The bill seeking to create the Maharlika Wealth Fund (MWF) would have faced legal issues had lawmakers jawboned the inclusion of pension funds’ contribution to the initiative, organized labor mused.
In a statement, the Nagkaisa labor coalition said while the officials of the Social Security System (SSS) publicly backed the MWF, its members were supposedly not consulted on the said matter.
“As members of the SSS, our members strongly object to the use of the P50 billion funds for the MWF. The commitment to use [such amount] for the MWF [did not undergo] consultation among the SSS members. Neither their consent was given,” Nagkaisa said.
Under House Bill (HB) 6398, the SSS, the Government Service Insurance System (GSIS), Land Bank of the Philippines, Development Bank of the Philippines and the national government are required to invest equity with a combined total of P270 billion to start up the MWF.
The MWF, which is patterned after sovereign wealth funds of other countries, will be used by the government to invest in initiatives that will promote fiscal stability, and strengthen top performing government financial institutions.

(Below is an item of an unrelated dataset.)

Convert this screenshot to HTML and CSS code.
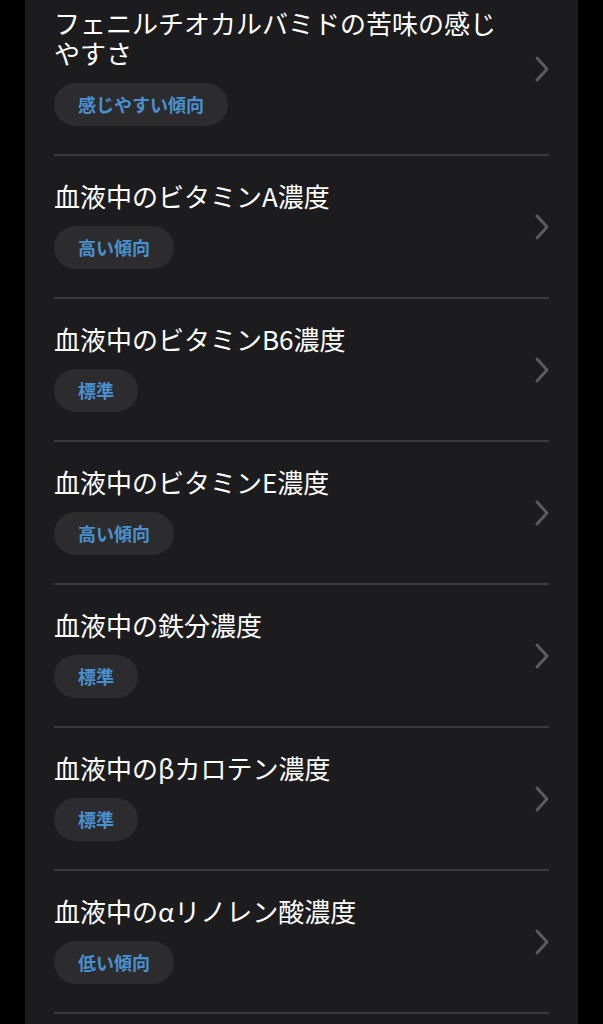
FILE: index.html
```html
<!DOCTYPE html>
<html lang="ja">
<head>
    <meta charset="UTF-8">
    <meta name="viewport" content="width=device-width, initial-scale=1.0">
    <title>遺伝子検査結果</title>
    <link rel="stylesheet" href="styles.css">
</head>
<body>
    <div class="panel">
        <ul class="result-list">
            <li class="result-item">
                <div class="result-body">
                    <div class="result-title">フェニルチオカルバミドの苦味の感じやすさ</div>
                    <span class="badge">感じやすい傾向</span>
                </div>
                <svg class="chevron" viewBox="0 0 16 28"><polyline points="3,3 13,14 3,25"/></svg>
            </li>
            <li class="result-item">
                <div class="result-body">
                    <div class="result-title">血液中のビタミンA濃度</div>
                    <span class="badge">高い傾向</span>
                </div>
                <svg class="chevron" viewBox="0 0 16 28"><polyline points="3,3 13,14 3,25"/></svg>
            </li>
            <li class="result-item">
                <div class="result-body">
                    <div class="result-title">血液中のビタミンB6濃度</div>
                    <span class="badge">標準</span>
                </div>
                <svg class="chevron" viewBox="0 0 16 28"><polyline points="3,3 13,14 3,25"/></svg>
            </li>
            <li class="result-item">
                <div class="result-body">
                    <div class="result-title">血液中のビタミンE濃度</div>
                    <span class="badge">高い傾向</span>
                </div>
                <svg class="chevron" viewBox="0 0 16 28"><polyline points="3,3 13,14 3,25"/></svg>
            </li>
            <li class="result-item">
                <div class="result-body">
                    <div class="result-title">血液中の鉄分濃度</div>
                    <span class="badge">標準</span>
                </div>
                <svg class="chevron" viewBox="0 0 16 28"><polyline points="3,3 13,14 3,25"/></svg>
            </li>
            <li class="result-item">
                <div class="result-body">
                    <div class="result-title">血液中のβカロテン濃度</div>
                    <span class="badge">標準</span>
                </div>
                <svg class="chevron" viewBox="0 0 16 28"><polyline points="3,3 13,14 3,25"/></svg>
            </li>
            <li class="result-item">
                <div class="result-body">
                    <div class="result-title">血液中のαリノレン酸濃度</div>
                    <span class="badge">低い傾向</span>
                </div>
                <svg class="chevron" viewBox="0 0 16 28"><polyline points="3,3 13,14 3,25"/></svg>
            </li>
        </ul>
    </div>
</body>
</html>
```

FILE: styles.css
```css
html, body {
    margin: 0;
    padding: 0;
    background: #000;
    height: 100%;
    overflow: hidden;
}
body {
    font-family: "Noto Sans CJK JP", "Noto Sans", sans-serif;
    color: #fff;
}
.panel {
    margin: 0 25px;
    min-height: calc(100vh + 20px);
    background: #1c1c1e;
    padding: 0 29px;
}
.result-list {
    list-style: none;
    margin: -17px 0 0;
    padding: 0;
}
.result-item {
    display: flex;
    align-items: center;
    padding: 25px 0 28px;
    border-bottom: 2px solid #3a3a3c;
}
.result-body {
    flex: 1;
    min-width: 0;
    padding-right: 30px;
}
.result-title {
    font-size: 26px;
    line-height: 30px;
    margin-bottom: 15px;
}
.badge {
    display: inline-block;
    height: 43px;
    line-height: 43px;
    padding: 0 24px;
    border-radius: 22px;
    background: #2c2c2e;
    color: #4a90cf;
    font-size: 18px;
    font-weight: bold;
}
.chevron {
    width: 16px;
    height: 28px;
    flex-shrink: 0;
    margin-right: -1px;
    margin-top: 4px;
}
.chevron polyline {
    fill: none;
    stroke: #5b5b5f;
    stroke-width: 3;
    stroke-linecap: round;
    stroke-linejoin: round;
}
```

Nagkaisa cited the Supreme Court decision on the case “Roman Catholic Archbishop of Manila vs SSS” (GR 15045, 20 December 1961). The High Tribunal ruled that “the funds contributed to the System created by the law are not public funds but funds belonging to the members, which are merely held in trust by the Government.”
It also noted that while Republic Act (RA) 11199 (Social Security Act of 2018) allowed the SSS to invest its Reserve Fund—its revenues that are not needed to meet its current administrative and operational expenses—its mandated P50 billion contribution to the MWF is too much.
“The SSS is allowed to invest one percent of the reserve fund in foreign investments in the first year, which may be increased by another one percent for each succeeding year, up to a maximum of 15 percent of the reserve fund,” Nagkaisa explained.
“The P50B exceeded the limit of one percent investment. Based on SSS figures at end-2021, the SSS can initially invest about P6 billion only in foreign currency-denominated investments in 2022, growing by about P6 billion per year,” it added.
The coalition lauded the decision of Congress last Wednesday to scrap the provision of the HB 6398, which would have mandated the SSS and GSIS to contribute to MWF, after it drew opposition from different sectors including business and labor.
“We are elated and the Nagkaisa Labor Coalition—the biggest aggrupation of trade unions, federations, associations, alliances in the country—welcomes the deletion of SSS and GSIS funds from the proposed bill on Maharlika Wealth Fund,” it said.
Nagkaisa is composed of 47 labor groups including the Federation of Free Workers, Partido Manggagawa, Sentro ng Nagkakaisa at Progresibong Manggagawa and the Trade Union Congress of the Philippines.